An interesting read of the tax and spend clause of the constitution, http://en.wikipedia.org/wiki/Taxing_and_Spending_Clause shows that while it is certainly a legal and constitutional use of taxpayer money to pay for federal healthcare under the umbrella of its component "general welfare" clause, the interpretation is often debated. It is best to err on the side of too much liberty.

As we march toward socialism, we have many examples of countries who had originally followed our constitution in designing their own democracies but are now breaking under the weight of its own spending obligations and the tax burden that places upon its people. PIIGS come to mind, with Britain not far behind them. Any American who has lived in or used the social medicine systems in those countries such as Canada, the Netherlands, and many others, is full or stories of the rationing and limitation on care choices.

No question that our current healthcare system is in dire need of improvement through reform as I know firsthand after my recent frustrating attempts to secure health insurance for a self-employed family.

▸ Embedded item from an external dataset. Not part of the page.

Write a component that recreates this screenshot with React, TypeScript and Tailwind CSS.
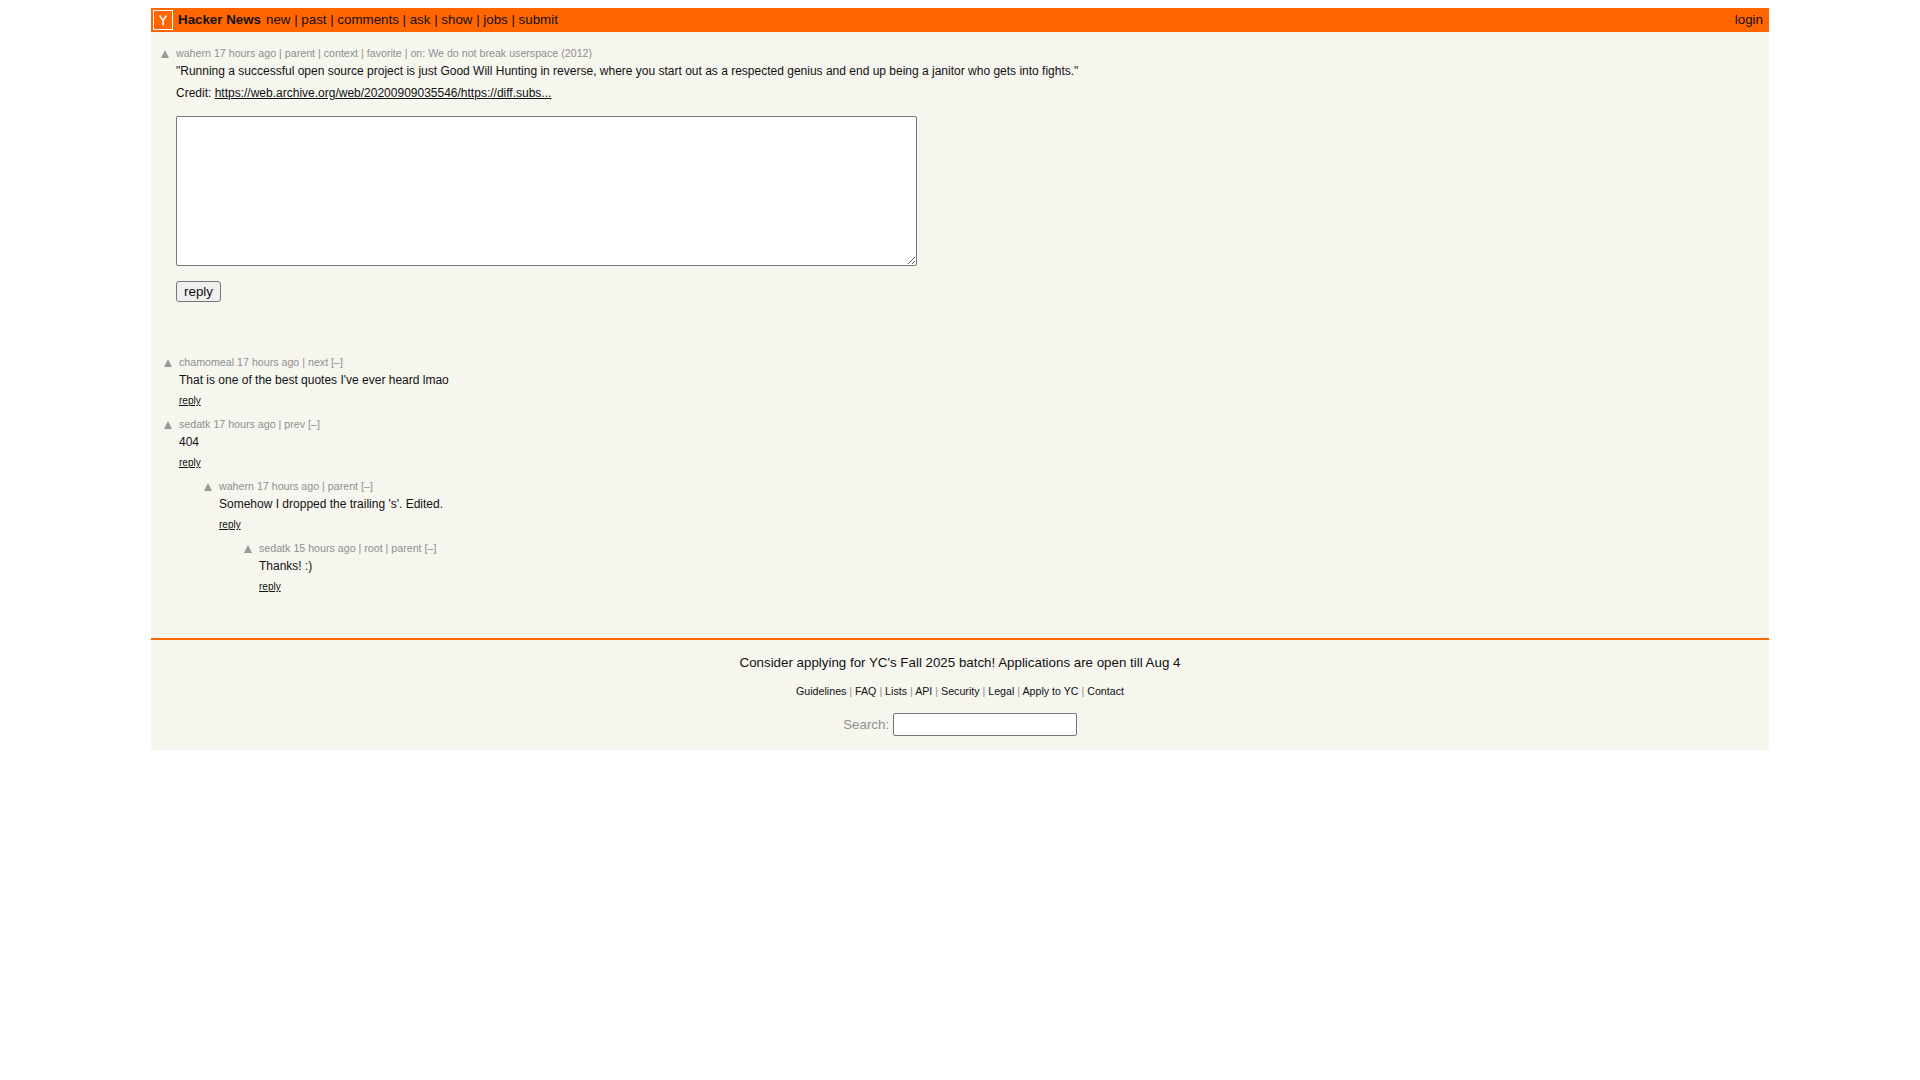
import React from "react";

const Arrow = () => (
  <svg width="8" height="8" viewBox="0 0 8 8" className="block"><polygon points="4,0 8,8 0,8" fill="#999999" /></svg>
);

function Comment({ indent, user, time, nav, text }: { indent: number; user: string; time: string; nav: string; text: string }) {
  return (
    <div className="flex" style={{ paddingLeft: indent }}>
      <div className="w-[8px] pt-[4px] mr-[7px] shrink-0"><Arrow /></div>
      <div>
        <div className="text-[10.67px] leading-[14px] text-[#8f8f8f]">{user} {time} | {nav} [–]</div>
        <div className="text-[12px] leading-[14px] text-[#111111] mt-[4px]">{text}</div>
        <div className="text-[10px] leading-[12px] text-[#111111] underline mt-[8px] mb-[10px]">reply</div>
      </div>
    </div>
  );
}

const Sep = () => <span className="text-[#8f8f8f]">|</span>;

export default function App() {
  return (
    <div className="font-['Liberation_Sans',Arial,sans-serif] px-[151px] pt-[8px]">
      <div className="bg-[#f6f6ef]">
        <div className="bg-[#ff6600] h-[24px] flex items-center pl-[2px] pr-[6px] text-[13.33px] text-[#111111]">
          <div className="w-[20px] h-[20px] border border-white flex items-center justify-center mr-[5px]">
            <svg width="8" height="11" viewBox="0 0 8 11" className="block"><path d="M0.6 0.5 L4 5.6 L7.4 0.5 M4 5.6 L4 10.5" fill="none" stroke="#ffffff" strokeWidth="1.5" /></svg>
          </div>
          <span className="font-bold mr-[5px]">Hacker News</span>
          <span>new | past | comments | ask | show | jobs | submit</span>
          <span className="ml-auto">login</span>
        </div>
        <div className="pt-[14px] pl-[25px] relative">
          <div className="absolute left-[10px] top-[18px]"><Arrow /></div>
          <div className="text-[10.67px] leading-[14px] text-[#8f8f8f]">wahern 17 hours ago | parent | context | favorite | on: We do not break userspace (2012)</div>
          <div className="text-[12px] leading-[14px] text-[#111111] mt-[4px]">"Running a successful open source project is just Good Will Hunting in reverse, where you start out as a respected genius and end up being a janitor who gets into fights."</div>
          <div className="text-[12px] leading-[14px] text-[#111111] mt-[8px]">Credit: <span className="underline">https://web.archive.org/web/20200909035546/https://diff.subs...</span></div>
          <textarea className="block mt-[16px] w-[741px] h-[150px] bg-white border border-[#767676] rounded-[2px]" />
          <button className="block mt-[15px] w-[45px] h-[21px] bg-[#efefef] border border-[#767676] rounded-[3px] text-[13.33px] leading-[15px] text-[#111111]">reply</button>
        </div>
        <div className="pt-[53px] pl-[13px]">
          <Comment indent={0} user="chamomeal" time="17 hours ago" nav="next" text="That is one of the best quotes I've ever heard lmao" />
          <Comment indent={0} user="sedatk" time="17 hours ago" nav="prev" text="404" />
          <Comment indent={40} user="wahern" time="17 hours ago" nav="parent" text="Somehow I dropped the trailing 's'. Edited." />
          <Comment indent={80} user="sedatk" time="15 hours ago" nav="root | parent" text="Thanks! :)" />
        </div>
        <div className="mt-[35px] border-t-2 border-[#ff6600] pt-[15px] pb-[14px] flex flex-col items-center">
          <div className="text-[13.33px] leading-[15px] text-[#111111]">Consider applying for YC's Fall 2025 batch! Applications are open till Aug 4</div>
          <div className="text-[10.67px] leading-[13px] text-[#111111] mt-[15px]">Guidelines <Sep /> FAQ <Sep /> Lists <Sep /> API <Sep /> Security <Sep /> Legal <Sep /> Apply to YC <Sep /> Contact</div>
          <div className="flex items-center mt-[15px] text-[13.33px] text-[#8f8f8f]">Search:&nbsp;<input className="w-[184px] h-[23px] bg-white border border-[#767676] rounded-[2px]" /></div>
        </div>
      </div>
    </div>
  );
}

However, there are many ways to encourage private health insurance to be better, such as opening up competition across state lines, or regulations that encourage performance and favor good behavior through competition, or empowering county health systems to provide care for the un and under insured in our communities, that should be exhausted before the radical move of universalizing healthcare that example has already shown us is no answer. There is work to be done, so let's focus our efforts on working where it will do the most good and indeed truly help others rather than just pretend that we are.